Back to Psalm 57. What begins in verse one with the psalmist hunkering down until “the destroying storms pass” pivots in verse eight with a (pow-uh full) two exclamation mark wake up call: “Awake, my soul! Awake, O harp and lyre! I will awake the dawn.

Annie Dillard, the Pulitzer Prize-winning author, says all of us ought to come to worship with heightened expectations. She wrote, “Does anyone have the foggiest idea what sort of power we so blithely invoke?... We should all be wearing crash helmets. Ushers should issue life preservers and signal flares; they should lash us to our pews. For the sleeping god may wake someday and take offense, or the waking god may draw us out to where we can never return.” (Teaching a Stone to Talk. Harper and Row. 1982.)

I’m praying for power to be restored in the places ravaged by Hurricane Helene. Praying, too, for the empowerment of people responding to nature’s devastation with humanity’s rock-ribbed, restorative compassion. [My brother let me know our cousin and her husband quietly arranged for hot meals to be delivered to the reeling population and recovery workers of the hard-hit Florida barrier island near where they live. Five hundred people came and were fed. Theirs are two wide awake souls, for sure.  More power to them!]
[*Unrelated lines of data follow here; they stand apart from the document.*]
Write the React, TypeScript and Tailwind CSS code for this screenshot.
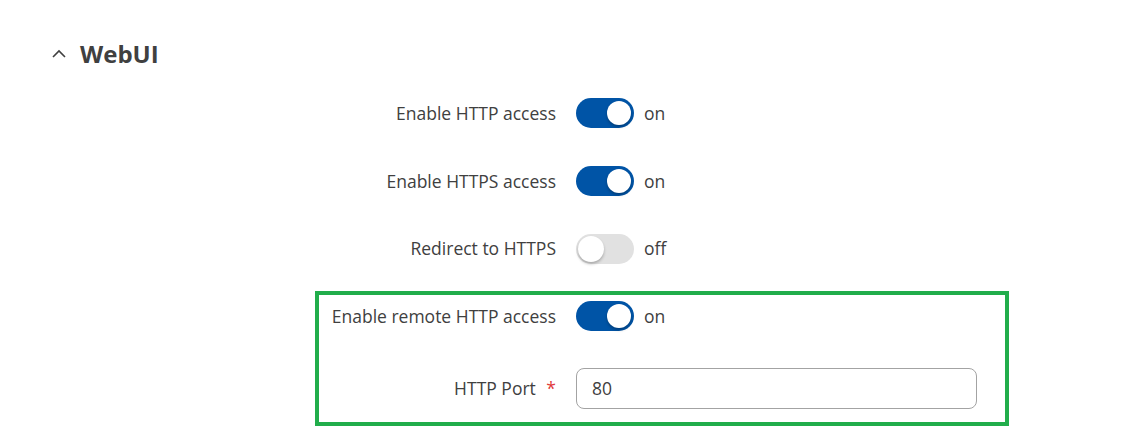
import React from "react";

function Toggle({ on }: { on: boolean }) {
  return (
    <div className="flex items-center gap-[10px]">
      <div
        className={`relative h-[30px] w-[58px] rounded-full ${on ? "bg-[#0054a6]" : "bg-[#e1e1e1]"}`}
      >
        <div
          className={`absolute rounded-full bg-white shadow-[0_2px_3px_rgba(0,0,0,0.25)] ${
            on ? "left-[31px] top-[3px] h-[24px] w-[24px]" : "left-[2px] top-[2px] h-[26px] w-[26px]"
          }`}
        />
      </div>
      <span className="text-[17.5px] text-[#404040]">{on ? "on" : "off"}</span>
    </div>
  );
}

function Row({ label, children, className, labelW = "w-[256px]" }: { label: React.ReactNode; children: React.ReactNode; className?: string; labelW?: string }) {
  return (
    <div className={`flex items-center ${className ?? ""}`}>
      <div className={`${labelW} pr-[20px] text-right text-[17.5px] text-[#404040] whitespace-nowrap`}>{label}</div>
      {children}
    </div>
  );
}

export default function App() {
  return (
    <div
      className="h-[435px] w-[1122px] bg-white"
      style={{ fontFamily: '"Open Sans", "Liberation Sans", sans-serif' }}
    >
      <div className="flex h-[79px] items-end pb-[7px] pl-[52px]">
        <div className="flex items-center gap-[14px]">
          <svg width="14" height="9" viewBox="0 0 14 9" fill="none" className="mt-[-2px]">
            <path d="M1 8L7 2L13 8" stroke="#404040" strokeWidth="1.6" />
          </svg>
          <span className="text-[24px] font-bold text-[#404040]">WebUI</span>
        </div>
      </div>

      <div className="pl-[320px]">
        <Row label="Enable HTTP access" className="h-[68px]">
          <Toggle on />
        </Row>
        <Row label="Enable HTTPS access" className="h-[68px]">
          <Toggle on />
        </Row>
        <Row label="Redirect to HTTPS" className="h-[67px]">
          <Toggle on={false} />
        </Row>
      </div>

      <div className="ml-[315px] mt-[9px] h-[135px] w-[694px] border-[4px] border-[#21ad4b]">
        <Row label="Enable remote HTTP access" labelW="w-[257px]" className="h-[42px]">
          <Toggle on />
        </Row>
        <Row
          label={
            <span>
              HTTP Port <span className="ml-[6px] text-[#e03a3a]">*</span>
            </span>
          }
          labelW="w-[257px]"
          className="mt-[31px]"
        >
          <div className="flex h-[41px] w-[401px] items-center rounded-[8px] border border-[#a3a3a3] px-[15px] text-[17.5px] text-[#404040]">
            80
          </div>
        </Row>
      </div>
    </div>
  );
}
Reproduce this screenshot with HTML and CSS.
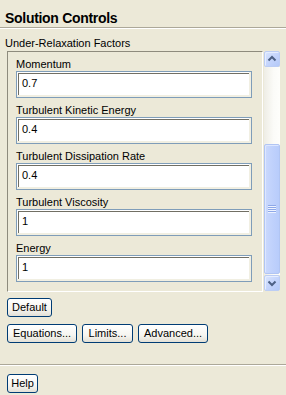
FILE: index.html
```html
<!DOCTYPE html>
<html>
<head>
<meta charset="utf-8">
<link rel="stylesheet" href="styles.css">
</head>
<body>
<div class="title">Solution Controls</div>
<div class="rule-white"></div>
<div class="group-label">Under-Relaxation Factors</div>
<div class="panel-row">
  <div class="frame">
    <div class="field">
      <div class="field-label">Momentum</div>
      <div class="field-input">0.7</div>
    </div>
    <div class="field">
      <div class="field-label">Turbulent Kinetic Energy</div>
      <div class="field-input">0.4</div>
    </div>
    <div class="field">
      <div class="field-label">Turbulent Dissipation Rate</div>
      <div class="field-input">0.4</div>
    </div>
    <div class="field">
      <div class="field-label">Turbulent Viscosity</div>
      <div class="field-input">1</div>
    </div>
    <div class="field">
      <div class="field-label">Energy</div>
      <div class="field-input">1</div>
    </div>
  </div>
  <div class="vscroll">
    <div class="sb-btn">
      <svg width="14" height="14" viewBox="0 0 14 14"><polyline points="3.5,8.5 7,5 10.5,8.5" fill="none" stroke="#4d6185" stroke-width="2"/></svg>
    </div>
    <div class="sb-track">
      <div class="sb-thumb"><div class="sb-grip"></div></div>
    </div>
    <div class="sb-btn">
      <svg width="14" height="14" viewBox="0 0 14 14"><polyline points="3.5,5.5 7,9 10.5,5.5" fill="none" stroke="#4d6185" stroke-width="2"/></svg>
    </div>
  </div>
</div>
<div class="actions">
  <div class="btn-row"><div class="btn w-default">Default</div></div>
  <div class="btn-row row2">
    <div class="btn w-eq">Equations...</div>
    <div class="btn w-limits">Limits...</div>
    <div class="btn w-adv">Advanced...</div>
  </div>
</div>
<div class="sep"></div>
<div class="footer">
  <div class="btn w-help">Help</div>
</div>
</body>
</html>
```

FILE: styles.css
```css
* { box-sizing: border-box; }
body {
  margin: 0;
  width: 286px;
  height: 395px;
  overflow: hidden;
  background: #ece9d8;
  font: 11px "Liberation Sans", Arial, sans-serif;
  color: #000;
}
.title {
  height: 28px;
  padding: 10px 0 0 5px;
  font-weight: bold;
  font-size: 14px;
  letter-spacing: -0.3px;
  line-height: 16px;
  border-bottom: 1px solid #aca899;
}
.rule-white { height: 1px; background: #fff; }
.group-label {
  padding: 7px 0 0 5px;
  line-height: 15px;
  height: 22px;
}
.panel-row {
  display: flex;
  align-items: flex-start;
  margin: 0 6px 0 7px;
  height: 241px;
}
.frame {
  width: 256px;
  height: 241px;
  border: 1px solid;
  border-color: #8e8b7d #fff #fff #8e8b7d;
  padding: 0 10px 0 8px;
  overflow: hidden;
}
.field-label {
  height: 19px;
  padding-top: 5px;
  line-height: 14px;
  white-space: nowrap;
}
.field-input {
  height: 27px;
  border: 1px solid #7f9db9;
  background: #fff;
  padding-left: 5px;
  line-height: 23px;
  box-shadow: inset -2px -2px 0 #f1efe2, inset 1px 1px 0 #fff, inset 2px 2px 0 #716f64;
}
.vscroll {
  width: 16px;
  height: 240px;
  margin-left: 1px;
  display: flex;
  flex-direction: column;
}
.sb-btn {
  height: 16px;
  border: 1px solid #bccdf4;
  border-radius: 2px;
  background: linear-gradient(135deg, #dbe6fe 0%, #c5d5fc 50%, #b4c9f8 100%);
  box-shadow: inset 1px 1px 0 #e6eeff;
  display: flex;
  align-items: center;
  justify-content: center;
}
.sb-track {
  flex: 1;
  background: linear-gradient(to right, #eeede5, #fbfbf8 60%, #fefefb);
  padding-bottom: 1px;
}
.sb-thumb {
  margin-top: 77px;
  height: 130px;
  border: 1px solid #b1c5f3;
  border-radius: 2px;
  background: linear-gradient(to right, #cbd9fd 0%, #c2d3fc 40%, #b8ccfb 100%);
  box-shadow: inset 1px 1px 0 #dde7ff;
  display: flex;
  align-items: center;
  justify-content: center;
}
.sb-grip {
  width: 8px;
  height: 8px;
  background: repeating-linear-gradient(to bottom, #8ea8e8 0, #8ea8e8 1px, #eef3ff 1px, #eef3ff 2px);
}
.actions { padding: 6px 7px 0; }
.btn-row { display: flex; gap: 5px; }
.row2 { margin-top: 7px; }
.btn {
  height: 19px;
  border: 1px solid #003c74;
  border-radius: 3px;
  background: linear-gradient(to bottom, #ffffff 0%, #f6f5f0 60%, #e3e0d6 100%);
  line-height: 17px;
  text-align: center;
  white-space: nowrap;
}
.w-default { width: 45px; }
.w-eq { width: 70px; }
.w-limits { width: 51px; }
.w-adv { width: 70px; }
.w-help { width: 31px; }
.sep {
  margin-top: 21px;
  height: 2px;
  border-top: 1px solid #aca899;
  border-bottom: 1px solid #fff;
}
.footer { padding: 8px 7px 0; }
```
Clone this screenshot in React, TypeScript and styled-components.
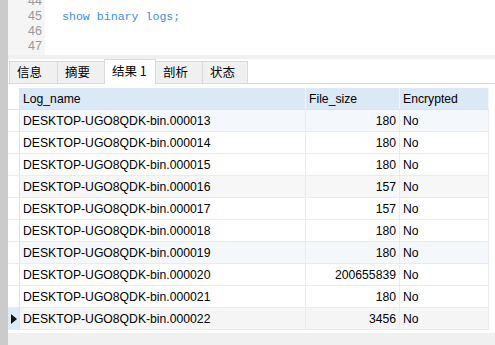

I’m also praying for power to be restored to churches and their pastors. Lord knows many destroying storms have passed by these past four years and taken their toll! I’m praying for power from on high to awaken churches, turn them on and turn them into people of integrity rather than hypocrites, merciful and gracious people rather than purveyors of wrathful religion, vital, vibrant, and dynamic souls rather than bores.

Come, Holy Spirit, come. May it be said of each of the forty churches Jennie and I have visited in our retirement and the ones we’ve actively served, “Mama, Daddy, that church has the pow-uh!